The Avs’ composure felt solid, but the odd brain cramp had a nasty habit of landing in the back of their own net. Alexandar Georgiev — 19 saves, and some flashy ones late — was pretty good between the pipes for the hosts in Game 3. The problem? Otter was a wall. It took the Avs 20 shots at Oettinger to break through for one goal, and there wasn’t enough mojo for a second.

Although MacKinnon saw a dribbler underneath the Otter stop barely a hair from going over the line. Nichushkin hit the post. In a game of inches, the hosts spent a night on the wrong side of the coin. Glass half full: Colorado’s overdue for some puck luck. Half-empty: They need to change something around in order to start making their own.
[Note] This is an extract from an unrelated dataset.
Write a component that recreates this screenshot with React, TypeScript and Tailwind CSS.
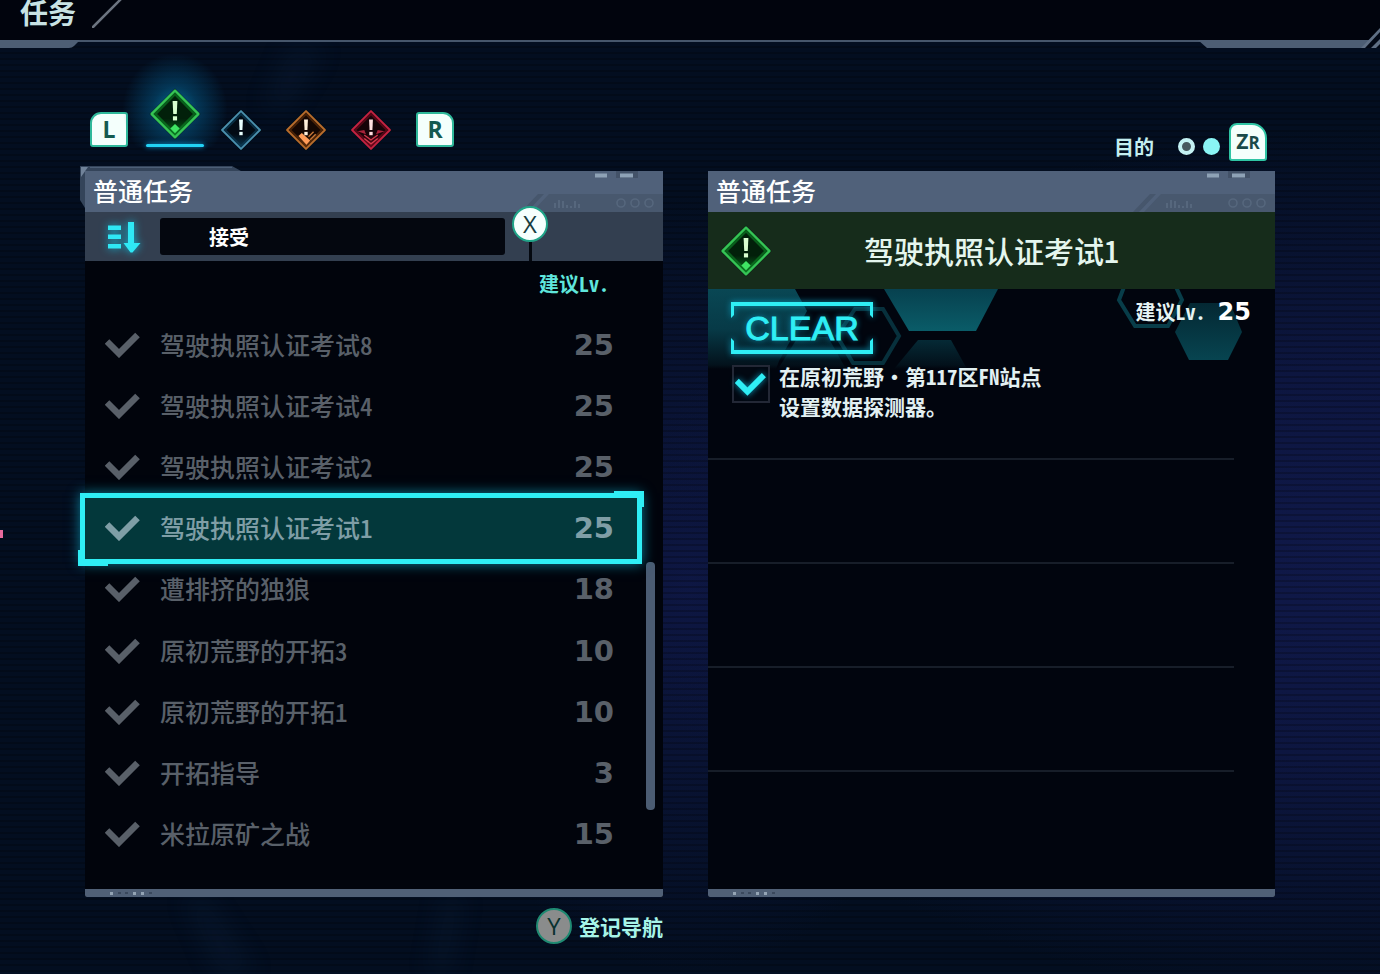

“I thought we executed the game plan really well,” Avs forward Andrew Cogliano said. “They got a couple saves, we made a couple mistakes, they scored, we didn’t, and that was it. But overall, I thought we made a good plan coming out (of Game 2) to generate more, and get more opportunities and create more zone time and tilt the ice.”

The chances were there — Colorado landed a power play three times over the first 22 minutes of the contest. They came away with nada. The Avs are 2 for 8 in those situations this series so far, and 0 for 6, combined, over Games 2 and 3. After the Avs went 2 for 2 in Game 1, DeBoer made a tweak to his penalty kill and hasn’t looked back.

“We’ve made some adjustments,” the coach said. “I don’t want to get into them, but I’m sure they’ll look and see what they are. We made some adjustments after Game 1. And we also got a huge commitment (Saturday) blocking shots from everybody. Everyone took a turn. We got some key blocks at key times. Which is always important against a team like that.’’

Darn straight. DeBoer sees a way forward. Bednar, meanwhile, looks as if he’s seeing ghosts. Again.